Invite your 4-5 “besties” and tell them to bring their friends. You can bet they’ll be more than excited to meet you. Even if some of them have a boyfriend, chances are many of them are single. Hooking up with them should be like playing a game on easy mode.
Don’t forget to take awesome photos and videos of the event to share on social media, so more women are excited to come next time. Of course, you can invite guys too. It won’t take anywhere near as much effort for them to attend. Aim for a high female-to-male ratio to boost your odds of hooking up but not so high that the women get bored and leave.
Perhaps the toughest part of this strategy--after initially befriending 4-5 college women--is not trying to hook up with them. Do resist the urge to make a move on them, though.
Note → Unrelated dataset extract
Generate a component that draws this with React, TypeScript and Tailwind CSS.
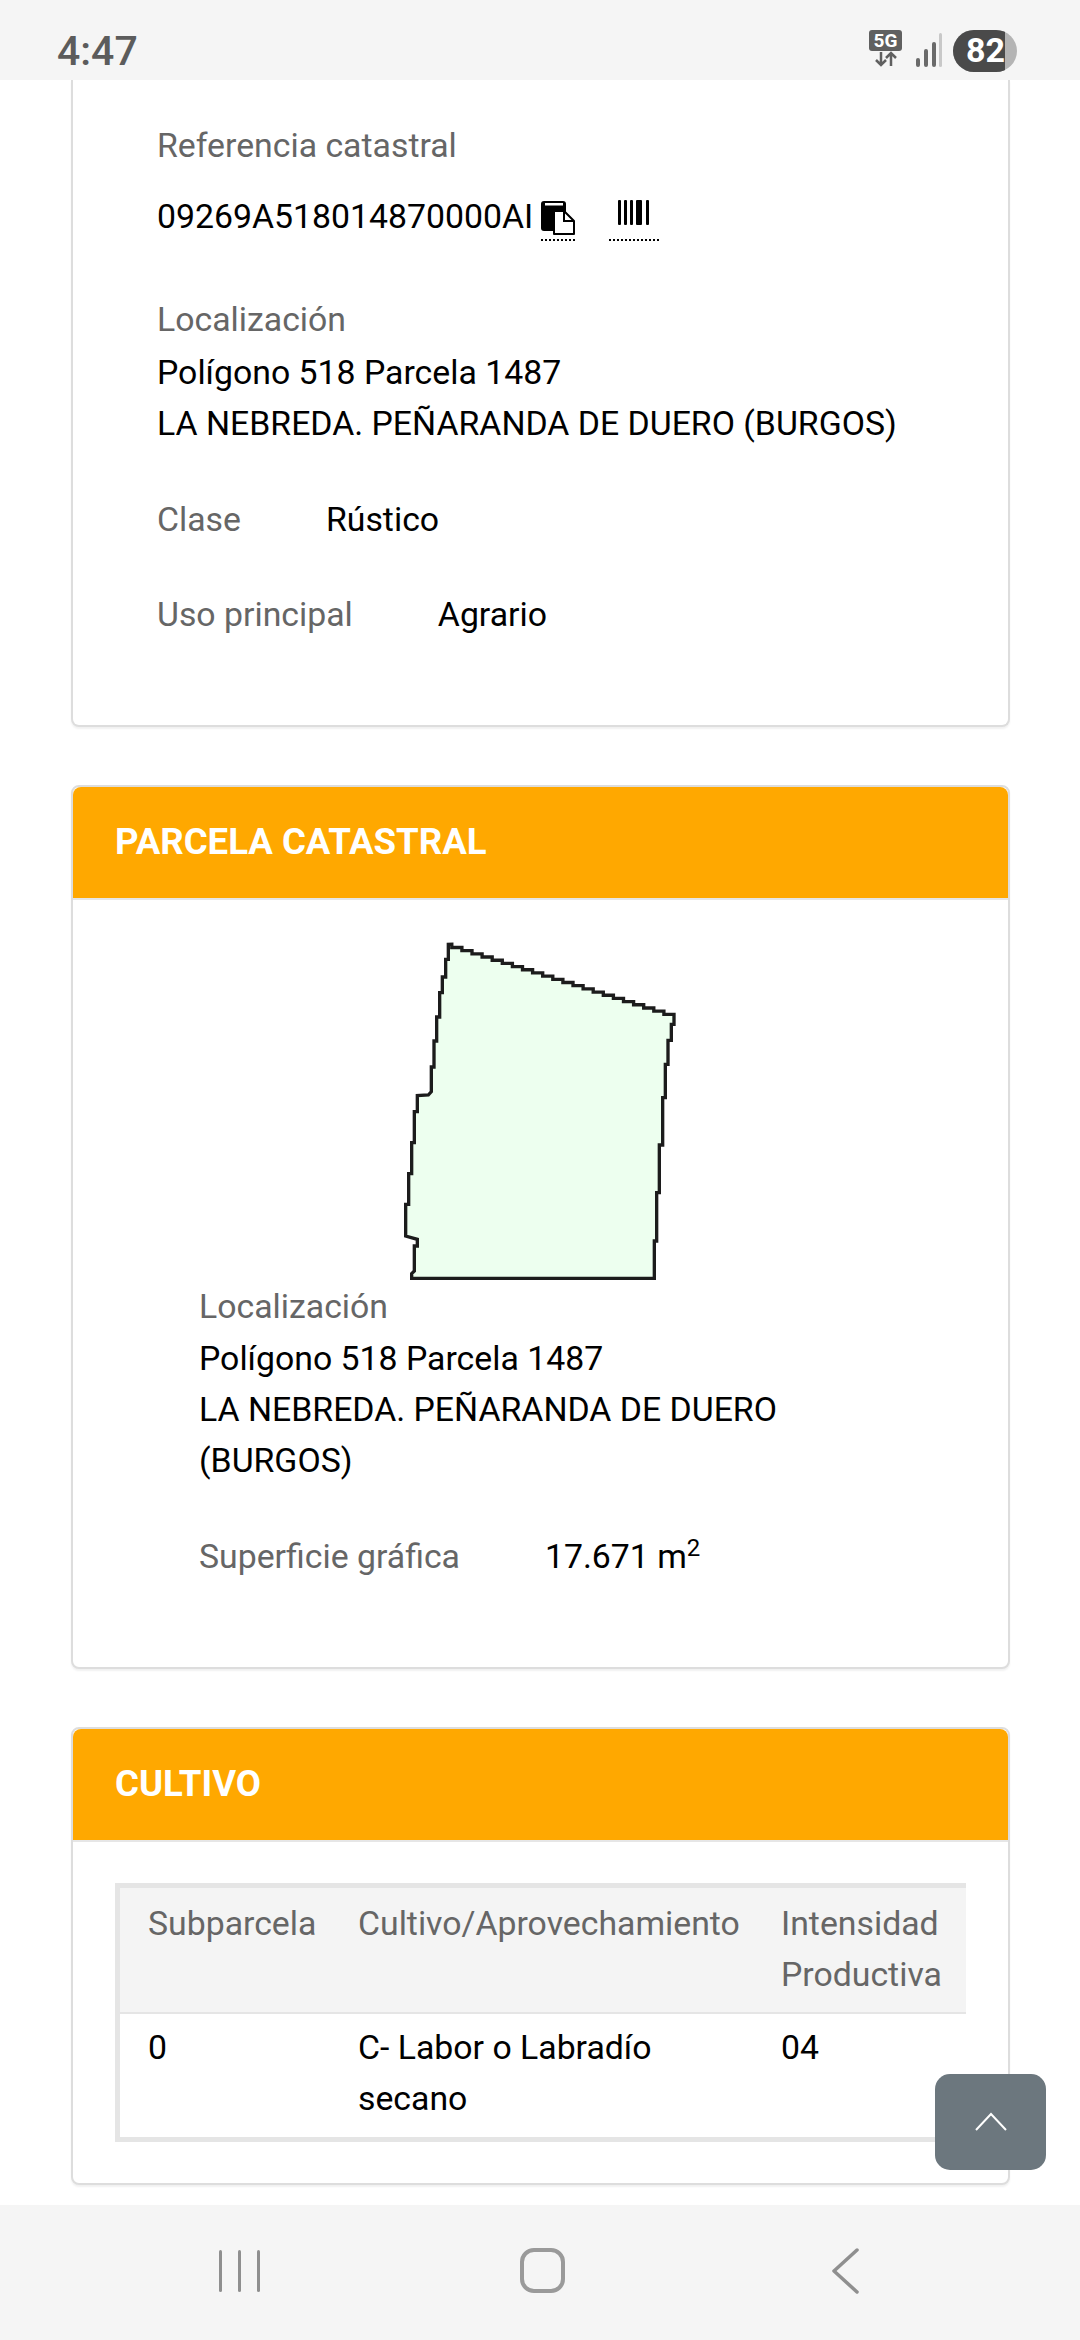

Hooking up even once could complicate the friendship and ruin your chances of sleeping with her mates. It’s like eating the pregnant sow before it gives birth.
Perhaps you think organizing parties sounds like too much work. Fair enough. It’s natural for humans to want everything while offering nothing.
If you’re a naturally attractive guy, you’ll probably hook up at the bar, parties or even from direct daytime approaches. Yet, you’re running the risk of being labeled the “pick-up guy.” You can make friends with women and have them invite their mates to Olive Garden with you. Yet, you’re running the risk of everyone having better things to do.
The social circle strategy described above requires some energy to set up, but it’s plain sailing from there. By putting in the effort to create a great regular group event, you reap the rewards.
You can also use social circle game not just to meet girls in college, but also to get to know women at your gym, the office or any other environment where you see the same people time and again.
After all, it’s too risky to be labeled as the creepy pick-up guy at these places. It can become very awkward at the gym. You can get fired from your job. So, stop seeing the women as potential conquests, and start befriending them.
This will lead to easier romantic opportunities--and less potentially awkward moments--in the long run.